The number of comparable companies in a TNMM search can vary widely, from as few as five to more than fifty. Smaller sets are naturally more vulnerable to tax authority challenges: the removal or addition of a single company can significantly shift the arm’s length range[1].
The central question is: can we quantify the risk of using small samples? We go beyond the usual qualitative assertions (“it depends on the facts and circumstances”) and provide concrete quantitative insights from a statistical and simulation-based approach.
To test this, we modeled a hypothetical scenario where both the taxpayer and the tax authority perform separate TNMM searches, drawing from the same underlying profitability distribution. In this setup, any difference between the two benchmarks is driven purely by sampling variation (i.e. “luck”).
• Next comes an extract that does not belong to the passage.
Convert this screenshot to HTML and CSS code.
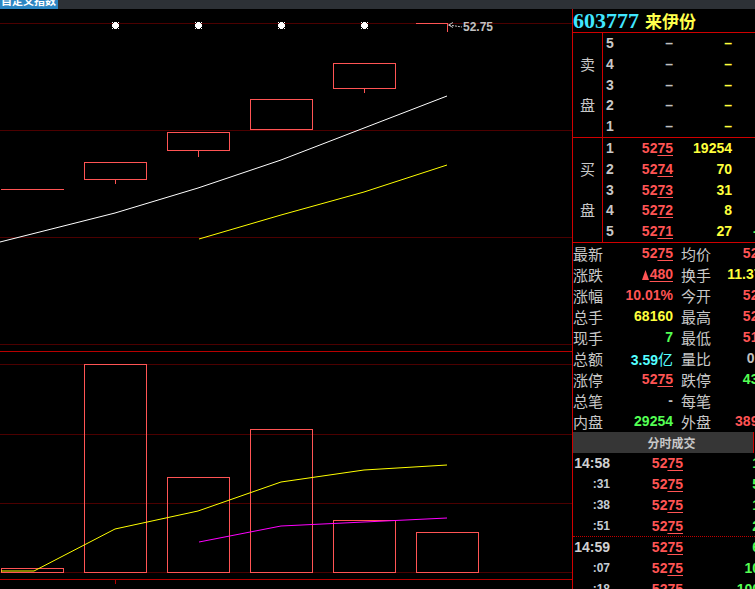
FILE: index.html
```html
<!DOCTYPE html>
<html lang="zh-CN">
<head>
<meta charset="utf-8">
<title>来伊份 603777</title>
<link rel="stylesheet" href="styles.css">
</head>
<body>
<div class="topbar"><div class="tab"><span>自定义指数</span></div></div>
<div class="main">
  <div class="chart">
    <svg class="kline" width="572" height="580" viewBox="0 9 572 580">
      <g class="grid-dark">
        <line x1="0" y1="23.5" x2="572" y2="23.5"/>
        <line x1="0" y1="130.5" x2="572" y2="130.5"/>
        <line x1="0" y1="237.5" x2="572" y2="237.5"/>
        <line x1="0" y1="344.5" x2="572" y2="344.5"/>
        <line x1="0" y1="364.5" x2="572" y2="364.5"/>
        <line x1="0" y1="434.5" x2="572" y2="434.5"/>
        <line x1="0" y1="503.5" x2="572" y2="503.5"/>
        <line x1="0" y1="572.5" x2="572" y2="572.5"/>
      </g>
      <g class="grid-bright">
        <line x1="0" y1="351.5" x2="572" y2="351.5"/>
        <line x1="0" y1="579.5" x2="572" y2="579.5"/>
        <line x1="115.5" y1="579" x2="115.5" y2="584"/>
      </g>
      <g class="stars">
        <g transform="translate(115 25)"><rect x="-2" y="-2" width="5" height="5"/><rect x="-3" y="-1" width="7" height="3"/><rect x="-1" y="-3" width="3" height="7"/><rect x="-3" y="-3" width="1" height="1"/><rect x="3" y="-3" width="1" height="1"/><rect x="-3" y="3" width="1" height="1"/><rect x="3" y="3" width="1" height="1"/></g>
        <g transform="translate(198 25)"><rect x="-2" y="-2" width="5" height="5"/><rect x="-3" y="-1" width="7" height="3"/><rect x="-1" y="-3" width="3" height="7"/><rect x="-3" y="-3" width="1" height="1"/><rect x="3" y="-3" width="1" height="1"/><rect x="-3" y="3" width="1" height="1"/><rect x="3" y="3" width="1" height="1"/></g>
        <g transform="translate(281 25)"><rect x="-2" y="-2" width="5" height="5"/><rect x="-3" y="-1" width="7" height="3"/><rect x="-1" y="-3" width="3" height="7"/><rect x="-3" y="-3" width="1" height="1"/><rect x="3" y="-3" width="1" height="1"/><rect x="-3" y="3" width="1" height="1"/><rect x="3" y="3" width="1" height="1"/></g>
        <g transform="translate(364 25)"><rect x="-2" y="-2" width="5" height="5"/><rect x="-3" y="-1" width="7" height="3"/><rect x="-1" y="-3" width="3" height="7"/><rect x="-3" y="-3" width="1" height="1"/><rect x="3" y="-3" width="1" height="1"/><rect x="-3" y="3" width="1" height="1"/><rect x="3" y="3" width="1" height="1"/></g>
      </g>
      <g class="candle">
        <line x1="1" y1="189.5" x2="64" y2="189.5"/>
        <rect x="84.5" y="162.5" width="62" height="17"/>
        <line x1="115.5" y1="180" x2="115.5" y2="184"/>
        <rect x="167.5" y="132.5" width="62" height="18"/>
        <line x1="198.5" y1="151" x2="198.5" y2="157"/>
        <rect x="250.5" y="99.5" width="62" height="30"/>
        <rect x="333.5" y="63.5" width="62" height="25"/>
        <line x1="364.5" y1="89" x2="364.5" y2="93"/>
        <line x1="416" y1="23.5" x2="448" y2="23.5"/>
        <line x1="447.5" y1="23" x2="447.5" y2="32"/>
      </g>
      <polyline class="ma-white" points="0,242 115,213 198,188 281,160 364,128 447,96"/>
      <polyline class="ma-yellow" points="199,239 281,215 364,192 447,165"/>
      <g class="arrow">
        <path d="M453 22.5 L448.5 25 L453 27.5"/>
        <line x1="449" y1="25" x2="462" y2="27" class="dash"/>
      </g>
      <text class="maxlabel" x="463" y="31">52.75</text>
      <g class="candle">
        <rect x="1.5" y="568.5" width="62" height="4"/>
        <rect x="84.5" y="364.5" width="62" height="208"/>
        <rect x="167.5" y="477.5" width="62" height="95"/>
        <rect x="250.5" y="429.5" width="62" height="143"/>
        <rect x="333.5" y="520.5" width="62" height="52"/>
        <rect x="416.5" y="532.5" width="62" height="40"/>
      </g>
      <polyline class="ma-yellow" points="1,571 34,571 115,529 198,511 281,482 364,470 447,465"/>
      <polyline class="ma-magenta" points="199,542 281,526 364,522 447,518"/>
    </svg>
  </div>

  <aside class="panel">
    <div class="title"><span class="code">603777</span><span class="name">来伊份</span></div>

    <div class="book">
      <div class="side"><span></span><span>卖</span><span></span><span>盘</span><span></span></div>
      <div class="rows">
        <div class="row"><span class="lv">5</span><span class="pr gray">–</span><span class="vol yellow">–</span></div>
        <div class="row"><span class="lv">4</span><span class="pr gray">–</span><span class="vol yellow">–</span></div>
        <div class="row"><span class="lv">3</span><span class="pr gray">–</span><span class="vol yellow">–</span></div>
        <div class="row"><span class="lv">2</span><span class="pr gray">–</span><span class="vol yellow">–</span></div>
        <div class="row"><span class="lv">1</span><span class="pr gray">–</span><span class="vol yellow">–</span></div>
      </div>
    </div>

    <div class="book">
      <div class="side"><span></span><span>买</span><span></span><span>盘</span><span></span></div>
      <div class="rows">
        <div class="row"><span class="lv">1</span><span class="pr red">52<span class="u">75</span></span><span class="vol yellow">19254</span></div>
        <div class="row"><span class="lv">2</span><span class="pr red">52<span class="u">74</span></span><span class="vol yellow">70</span></div>
        <div class="row"><span class="lv">3</span><span class="pr red">52<span class="u">73</span></span><span class="vol yellow">31</span></div>
        <div class="row"><span class="lv">4</span><span class="pr red">52<span class="u">72</span></span><span class="vol yellow">8</span></div>
        <div class="row"><span class="lv">5</span><span class="pr red">52<span class="u">71</span></span><span class="vol yellow">27</span><span class="chg green">-</span></div>
      </div>
    </div>

    <div class="stats">
      <div class="srow"><span class="lb">最新</span><span class="v red">52<span class="u">75</span></span><span class="lb lb2">均价</span><span class="v red">5253</span></div>
      <div class="srow"><span class="lb">涨跌</span><span class="v red"><svg class="tri" width="7" height="10" viewBox="0 0 7 10"><path d="M3.5 0 L7 10 L0 10Z"/></svg><span class="u">480</span></span><span class="lb lb2">换手</span><span class="v yellow">11.37%</span></div>
      <div class="srow"><span class="lb">涨幅</span><span class="v red">10.01%</span><span class="lb lb2">今开</span><span class="v red">5250</span></div>
      <div class="srow"><span class="lb">总手</span><span class="v yellow">68160</span><span class="lb lb2">最高</span><span class="v red">5275</span></div>
      <div class="srow"><span class="lb">现手</span><span class="v green">7</span><span class="lb lb2">最低</span><span class="v red">5170</span></div>
      <div class="srow"><span class="lb">总额</span><span class="v cyan">3.59<span class="cnv">亿</span></span><span class="lb lb2">量比</span><span class="v gray">0.96</span></div>
      <div class="srow"><span class="lb">涨停</span><span class="v red">52<span class="u">75</span></span><span class="lb lb2">跌停</span><span class="v green">4316</span></div>
      <div class="srow"><span class="lb">总笔</span><span class="v gray">-</span><span class="lb lb2">每笔</span><span class="v gray"></span></div>
      <div class="srow"><span class="lb">内盘</span><span class="v green">29254</span><span class="lb lb2">外盘</span><span class="v red">38906</span></div>
    </div>

    <div class="tickhead">分时成交</div>

    <div class="ticks">
      <div class="tgroup">
        <div class="trow"><span class="t big">14:58</span><span class="tp red">52<span class="u">75</span></span><span class="tv green">1</span></div>
        <div class="trow"><span class="t">:31</span><span class="tp red">52<span class="u">75</span></span><span class="tv green">5</span></div>
        <div class="trow"><span class="t">:38</span><span class="tp red">52<span class="u">75</span></span><span class="tv green">1</span></div>
        <div class="trow"><span class="t">:51</span><span class="tp red">52<span class="u">75</span></span><span class="tv green">2</span></div>
      </div>
      <div class="tgroup sep">
        <div class="trow"><span class="t big">14:59</span><span class="tp red">52<span class="u">75</span></span><span class="tv green">6</span></div>
        <div class="trow"><span class="t">:07</span><span class="tp red">52<span class="u">75</span></span><span class="tv green">10</span></div>
        <div class="trow"><span class="t">:18</span><span class="tp red">52<span class="u">75</span></span><span class="tv green">100</span></div>
      </div>
    </div>
  </aside>
</div>
</body>
</html>
```

FILE: styles.css
```css
* { box-sizing: border-box; }
html, body {
  margin: 0;
  padding: 0;
  width: 755px;
  height: 589px;
  overflow: hidden;
  background: #000;
}
body {
  font-family: "Liberation Sans", "Noto Sans CJK SC", sans-serif;
}

/* top bar */
.topbar {
  height: 9px;
  background: #2d3136;
  display: flex;
  overflow: hidden;
}
.tab {
  width: 58px;
  height: 9px;
  background: #2c86c3;
  overflow: hidden;
}
.tab span {
  display: block;
  margin-top: -7px;
  padding-left: 1px;
  font: bold 11px/14px "Noto Sans CJK SC", sans-serif;
  color: #fff;
  white-space: nowrap;
}

.main {
  display: flex;
  height: 580px;
}

/* chart */
.chart {
  width: 572px;
  flex-shrink: 0;
}
.kline { display: block; }
.grid-dark line { stroke: #4c0000; stroke-width: 1; }
.grid-bright line { stroke: #b80000; stroke-width: 1; }
.stars rect { fill: #fff; }
.candle rect, .candle line { fill: none; stroke: #ff5454; stroke-width: 1; }
.ma-white { fill: none; stroke: #fff; stroke-width: 1; }
.ma-yellow { fill: none; stroke: #ffff00; stroke-width: 1; }
.ma-magenta { fill: none; stroke: #ff00ff; stroke-width: 1; }
.arrow path, .arrow line { fill: none; stroke: #c0c0c0; stroke-width: 1; }
.arrow .dash { stroke-dasharray: 2 1; }
.maxlabel {
  font-family: "Liberation Sans", sans-serif;
  font-weight: bold;
  font-size: 12px;
  fill: #c0c0c0;
}

/* side panel */
.panel {
  width: 215px;
  flex-shrink: 0;
  border-left: 1px solid #d00000;
  font: bold 14px "Liberation Sans", "Noto Sans CJK SC", sans-serif;
  color: #c0c0c0;
}
.red { color: #ff5454; }
.yellow { color: #ffff3c; }
.green { color: #54ff54; }
.cyan { color: #54ffff; }
.gray { color: #c0c0c0; }
.u {
  text-decoration: underline;
  text-decoration-thickness: 1px;
  text-underline-offset: 2px;
}

.title {
  height: 24px;
  border-bottom: 1px solid #d00000;
  display: flex;
  align-items: center;
  gap: 6px;
  padding-top: 1px;
}
.code {
  font: bold 22px/22px "Liberation Serif", serif;
  color: #40e6ff;
}
.name {
  font: bold 17px/22px "Noto Sans CJK SC", sans-serif;
  color: #ffff4c;
}

.book {
  display: flex;
  height: 105px;
  border-bottom: 1px solid #d00000;
}
.side {
  width: 30px;
  border-right: 1px solid #d00000;
  display: flex;
  flex-direction: column;
  align-items: center;
  font: 15px/20.8px "Noto Sans CJK SC", sans-serif;
  color: #c8c8c8;
}
.side span { height: 20.8px; }
.rows { flex: 1; }
.row {
  height: 20.8px;
  line-height: 20.8px;
  display: grid;
  grid-template-columns: 30px 40px 59px 30px;
}
.lv { padding-left: 3px; color: #c8c8c8; }
.pr, .vol { text-align: right; white-space: nowrap; }
.chg { padding-left: 21px; }

.stats { }
.srow {
  height: 21px;
  line-height: 21px;
  display: grid;
  grid-template-columns: 30px 70px 38px 63px;
  white-space: nowrap;
}
.lb {
  font: 15px/21px "Noto Sans CJK SC", sans-serif;
  color: #c8c8c8;
}
.lb2 { padding-left: 8px; }
.srow .v { text-align: right; }
.cnv {
  font: 15px/21px "Noto Sans CJK SC", sans-serif;
}
.tri {
  fill: #ff5454;
  margin-right: 1px;
  vertical-align: -1px;
}

.tickhead {
  width: 181px;
  height: 21px;
  background: #363636;
  border-right: 1px solid #d00000;
  padding-left: 17px;
  text-align: center;
  font: bold 12px/21px "Noto Sans CJK SC", sans-serif;
  color: #c8c8c8;
}

.tgroup.sep {
  border-top: 1px dotted #c00000;
  margin-top: -1px;
}
.trow {
  height: 21px;
  line-height: 21px;
  display: grid;
  grid-template-columns: 37px 73px 77px;
  white-space: nowrap;
}
.t {
  text-align: right;
  font-size: 12px;
  color: #c4ccd4;
}
.t.big {
  font-size: 14px;
  color: #d0d0d0;
}
.tp, .tv { text-align: right; }
```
Our findings show that in an IT consulting benchmark, when the tested party’s margin is positioned 2% below the upper quartile, the probability of a reassessment was around 18% for a set of 10 comparable companies). By increasing the sample size, the probability of reassessment drops sharply, at 4% for a set of 40 comparable companies. The main result is best visualized in the last graph.
This article is not a call for larger samples at all costs. As all transfer pricing practitioners know, there is usually a trade-off between the quality and quantity of comparable companies in TNMM searches. But when firms are reasonably comparable, increasing the panel size is always worth considering.